> [GIVEN TASK]:
Retype exactly what runs from the first line of the data to the line with "const track = (px: number, word", keeping both of those lines and skipping pictures.

___

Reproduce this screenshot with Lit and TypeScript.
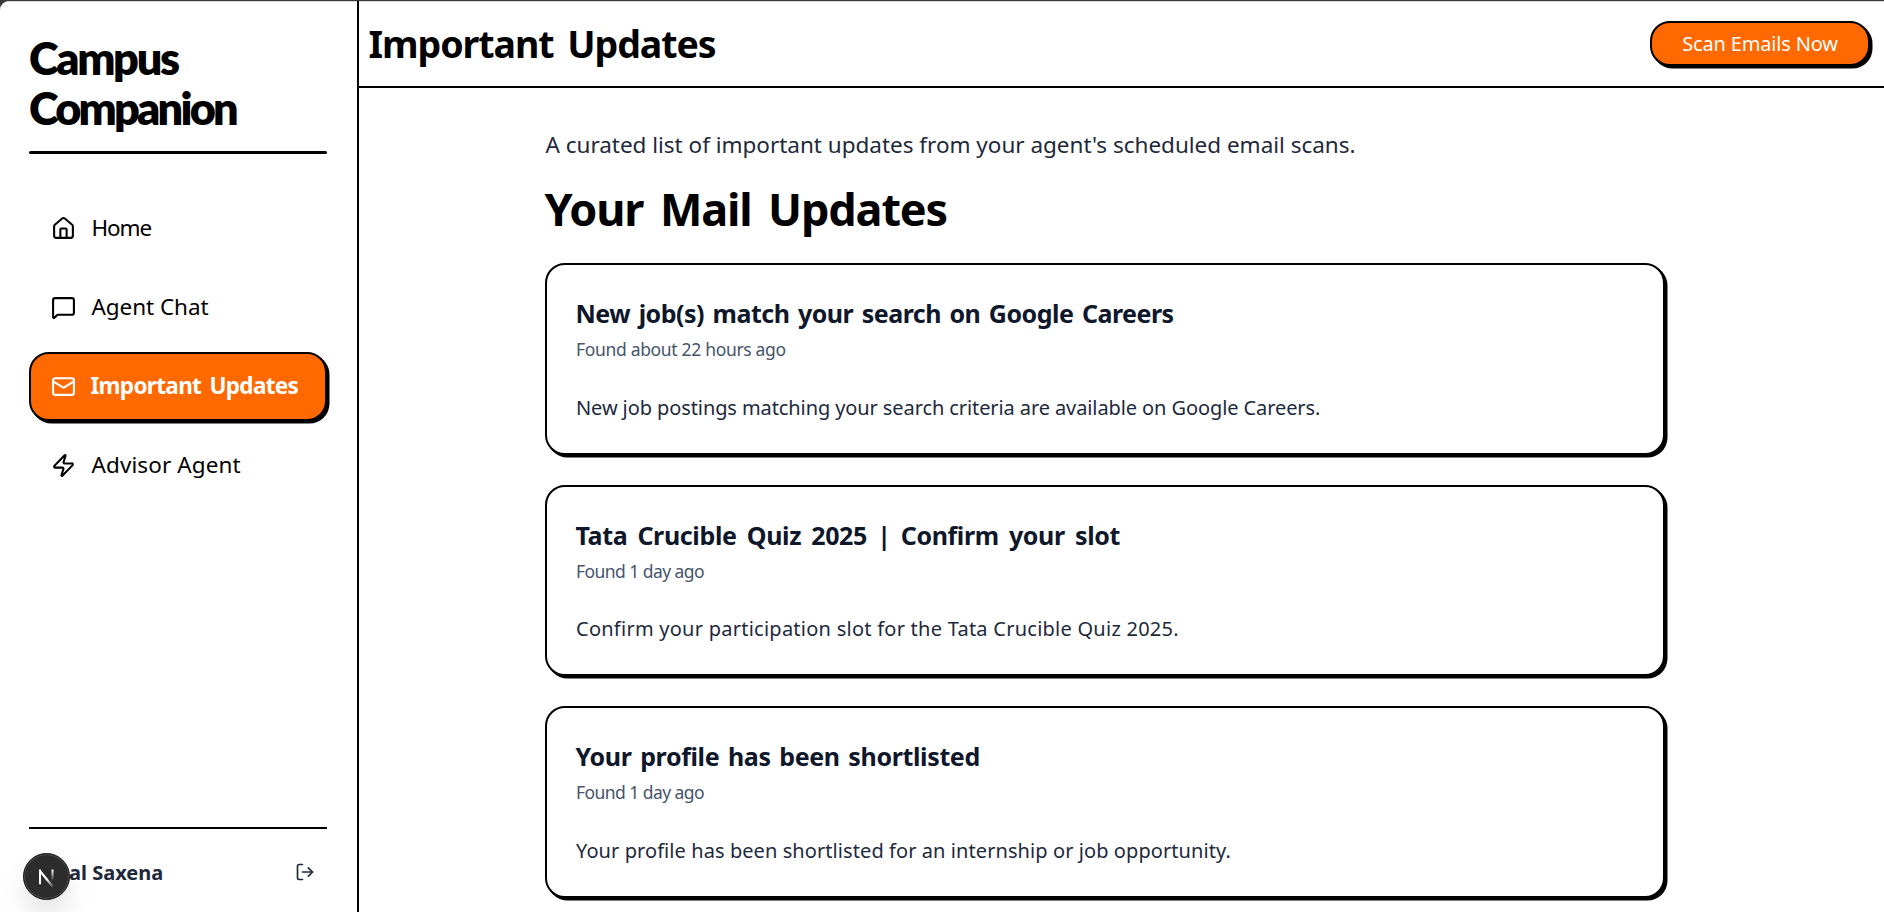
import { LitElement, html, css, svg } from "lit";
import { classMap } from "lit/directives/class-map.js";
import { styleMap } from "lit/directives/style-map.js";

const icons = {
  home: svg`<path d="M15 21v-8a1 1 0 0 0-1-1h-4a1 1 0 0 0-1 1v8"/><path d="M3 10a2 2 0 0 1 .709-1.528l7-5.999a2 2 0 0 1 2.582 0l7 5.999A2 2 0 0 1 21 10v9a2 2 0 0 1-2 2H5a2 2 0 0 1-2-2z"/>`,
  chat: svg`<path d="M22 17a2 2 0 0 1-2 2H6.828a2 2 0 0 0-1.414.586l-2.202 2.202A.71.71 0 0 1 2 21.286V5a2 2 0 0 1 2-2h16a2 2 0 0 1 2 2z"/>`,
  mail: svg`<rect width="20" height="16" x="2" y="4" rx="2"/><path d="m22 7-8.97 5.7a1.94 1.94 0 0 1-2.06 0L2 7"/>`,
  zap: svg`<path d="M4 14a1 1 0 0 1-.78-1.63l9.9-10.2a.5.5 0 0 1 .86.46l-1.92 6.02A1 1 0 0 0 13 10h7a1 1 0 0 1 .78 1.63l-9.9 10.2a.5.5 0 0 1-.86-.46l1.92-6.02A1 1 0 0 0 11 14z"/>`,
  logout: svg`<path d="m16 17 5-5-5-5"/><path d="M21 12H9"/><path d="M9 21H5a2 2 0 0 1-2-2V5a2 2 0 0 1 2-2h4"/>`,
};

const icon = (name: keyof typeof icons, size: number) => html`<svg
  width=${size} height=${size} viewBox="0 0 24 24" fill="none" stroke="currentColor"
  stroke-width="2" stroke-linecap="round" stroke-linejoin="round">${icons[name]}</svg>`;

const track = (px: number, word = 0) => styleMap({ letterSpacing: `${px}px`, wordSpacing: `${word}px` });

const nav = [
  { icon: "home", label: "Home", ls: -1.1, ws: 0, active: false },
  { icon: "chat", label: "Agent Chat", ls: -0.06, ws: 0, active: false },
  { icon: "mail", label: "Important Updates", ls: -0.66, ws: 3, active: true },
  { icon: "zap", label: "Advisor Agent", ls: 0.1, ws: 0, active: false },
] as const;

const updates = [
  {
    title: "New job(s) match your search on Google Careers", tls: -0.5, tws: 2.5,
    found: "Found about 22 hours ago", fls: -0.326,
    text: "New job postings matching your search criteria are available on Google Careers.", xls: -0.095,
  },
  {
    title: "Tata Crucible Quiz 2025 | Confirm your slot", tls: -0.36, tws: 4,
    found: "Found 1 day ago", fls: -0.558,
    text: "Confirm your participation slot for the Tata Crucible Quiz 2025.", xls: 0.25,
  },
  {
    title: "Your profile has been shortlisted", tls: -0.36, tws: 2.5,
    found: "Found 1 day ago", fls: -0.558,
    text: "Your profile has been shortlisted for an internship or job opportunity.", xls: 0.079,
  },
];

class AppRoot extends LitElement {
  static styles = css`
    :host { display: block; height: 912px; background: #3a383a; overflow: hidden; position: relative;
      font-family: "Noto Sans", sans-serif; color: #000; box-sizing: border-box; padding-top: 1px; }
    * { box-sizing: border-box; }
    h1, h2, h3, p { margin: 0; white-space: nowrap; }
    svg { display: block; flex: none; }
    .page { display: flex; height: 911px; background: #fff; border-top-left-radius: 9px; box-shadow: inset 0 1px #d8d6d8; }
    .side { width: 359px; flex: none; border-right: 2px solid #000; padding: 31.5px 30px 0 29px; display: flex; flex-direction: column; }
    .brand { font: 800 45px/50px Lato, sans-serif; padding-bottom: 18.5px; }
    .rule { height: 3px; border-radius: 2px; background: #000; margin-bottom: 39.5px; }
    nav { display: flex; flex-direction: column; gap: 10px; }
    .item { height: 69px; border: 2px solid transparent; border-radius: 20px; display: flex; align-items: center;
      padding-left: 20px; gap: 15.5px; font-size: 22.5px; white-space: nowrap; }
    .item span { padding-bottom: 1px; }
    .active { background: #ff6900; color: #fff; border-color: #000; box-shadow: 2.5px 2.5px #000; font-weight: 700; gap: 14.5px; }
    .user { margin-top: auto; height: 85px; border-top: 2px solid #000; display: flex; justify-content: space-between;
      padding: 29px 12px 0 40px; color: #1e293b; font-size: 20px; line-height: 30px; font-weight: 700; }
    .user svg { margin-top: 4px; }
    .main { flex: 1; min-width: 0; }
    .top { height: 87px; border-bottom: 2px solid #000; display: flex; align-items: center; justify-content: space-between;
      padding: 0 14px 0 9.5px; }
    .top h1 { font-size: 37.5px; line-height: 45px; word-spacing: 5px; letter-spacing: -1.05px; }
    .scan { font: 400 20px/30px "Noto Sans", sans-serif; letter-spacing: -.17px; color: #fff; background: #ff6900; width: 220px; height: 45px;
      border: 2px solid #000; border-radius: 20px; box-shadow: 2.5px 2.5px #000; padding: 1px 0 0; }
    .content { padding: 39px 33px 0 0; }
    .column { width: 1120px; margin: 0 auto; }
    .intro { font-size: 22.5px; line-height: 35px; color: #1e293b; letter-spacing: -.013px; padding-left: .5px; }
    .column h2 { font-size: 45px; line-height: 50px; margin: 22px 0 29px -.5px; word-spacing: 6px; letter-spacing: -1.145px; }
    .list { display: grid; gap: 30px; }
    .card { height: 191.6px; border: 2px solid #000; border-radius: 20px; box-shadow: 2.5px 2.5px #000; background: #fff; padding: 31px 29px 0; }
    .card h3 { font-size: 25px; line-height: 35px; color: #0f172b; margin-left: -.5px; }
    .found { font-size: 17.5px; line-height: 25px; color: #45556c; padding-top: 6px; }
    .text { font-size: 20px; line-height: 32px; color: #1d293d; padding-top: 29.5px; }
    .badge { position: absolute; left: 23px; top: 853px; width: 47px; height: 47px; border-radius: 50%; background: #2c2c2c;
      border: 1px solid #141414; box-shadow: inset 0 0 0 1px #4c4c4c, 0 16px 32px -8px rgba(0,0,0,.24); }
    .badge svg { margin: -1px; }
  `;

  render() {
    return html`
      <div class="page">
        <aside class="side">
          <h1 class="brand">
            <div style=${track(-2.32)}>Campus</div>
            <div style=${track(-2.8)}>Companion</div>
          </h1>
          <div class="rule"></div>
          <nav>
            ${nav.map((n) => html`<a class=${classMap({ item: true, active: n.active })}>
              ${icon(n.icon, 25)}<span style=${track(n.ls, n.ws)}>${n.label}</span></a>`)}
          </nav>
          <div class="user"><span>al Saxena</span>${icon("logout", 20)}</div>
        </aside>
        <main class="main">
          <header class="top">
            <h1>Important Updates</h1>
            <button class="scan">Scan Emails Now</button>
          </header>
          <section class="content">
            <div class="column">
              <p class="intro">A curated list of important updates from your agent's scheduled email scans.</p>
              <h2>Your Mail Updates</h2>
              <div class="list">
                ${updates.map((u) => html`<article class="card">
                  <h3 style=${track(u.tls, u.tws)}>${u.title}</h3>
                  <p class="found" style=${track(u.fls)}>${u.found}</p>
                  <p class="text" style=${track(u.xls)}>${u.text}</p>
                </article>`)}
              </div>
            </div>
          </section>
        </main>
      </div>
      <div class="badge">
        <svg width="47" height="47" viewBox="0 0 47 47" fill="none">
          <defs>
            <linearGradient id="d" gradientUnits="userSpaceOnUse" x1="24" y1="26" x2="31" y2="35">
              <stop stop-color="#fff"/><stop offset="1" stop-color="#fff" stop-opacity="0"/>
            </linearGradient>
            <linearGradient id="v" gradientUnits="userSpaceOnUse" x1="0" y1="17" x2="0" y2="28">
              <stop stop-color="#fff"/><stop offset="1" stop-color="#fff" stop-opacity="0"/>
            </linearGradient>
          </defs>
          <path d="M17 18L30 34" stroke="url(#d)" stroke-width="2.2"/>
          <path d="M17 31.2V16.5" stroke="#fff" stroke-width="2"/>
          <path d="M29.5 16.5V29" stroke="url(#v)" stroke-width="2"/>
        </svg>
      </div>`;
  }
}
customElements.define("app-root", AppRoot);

___

> [EXERCISE SOLUTION]:
Reproduce this screenshot with Lit and TypeScript.
import { LitElement, html, css, svg } from "lit";
import { classMap } from "lit/directives/class-map.js";
import { styleMap } from "lit/directives/style-map.js";

const icons = {
  home: svg`<path d="M15 21v-8a1 1 0 0 0-1-1h-4a1 1 0 0 0-1 1v8"/><path d="M3 10a2 2 0 0 1 .709-1.528l7-5.999a2 2 0 0 1 2.582 0l7 5.999A2 2 0 0 1 21 10v9a2 2 0 0 1-2 2H5a2 2 0 0 1-2-2z"/>`,
  chat: svg`<path d="M22 17a2 2 0 0 1-2 2H6.828a2 2 0 0 0-1.414.586l-2.202 2.202A.71.71 0 0 1 2 21.286V5a2 2 0 0 1 2-2h16a2 2 0 0 1 2 2z"/>`,
  mail: svg`<rect width="20" height="16" x="2" y="4" rx="2"/><path d="m22 7-8.97 5.7a1.94 1.94 0 0 1-2.06 0L2 7"/>`,
  zap: svg`<path d="M4 14a1 1 0 0 1-.78-1.63l9.9-10.2a.5.5 0 0 1 .86.46l-1.92 6.02A1 1 0 0 0 13 10h7a1 1 0 0 1 .78 1.63l-9.9 10.2a.5.5 0 0 1-.86-.46l1.92-6.02A1 1 0 0 0 11 14z"/>`,
  logout: svg`<path d="m16 17 5-5-5-5"/><path d="M21 12H9"/><path d="M9 21H5a2 2 0 0 1-2-2V5a2 2 0 0 1 2-2h4"/>`,
};

const icon = (name: keyof typeof icons, size: number) => html`<svg
  width=${size} height=${size} viewBox="0 0 24 24" fill="none" stroke="currentColor"
  stroke-width="2" stroke-linecap="round" stroke-linejoin="round">${icons[name]}</svg>`;

const track = (px: number, word = 0) => styleMap({ letterSpacing: `${px}px`, wordSpacing: `${word}px` });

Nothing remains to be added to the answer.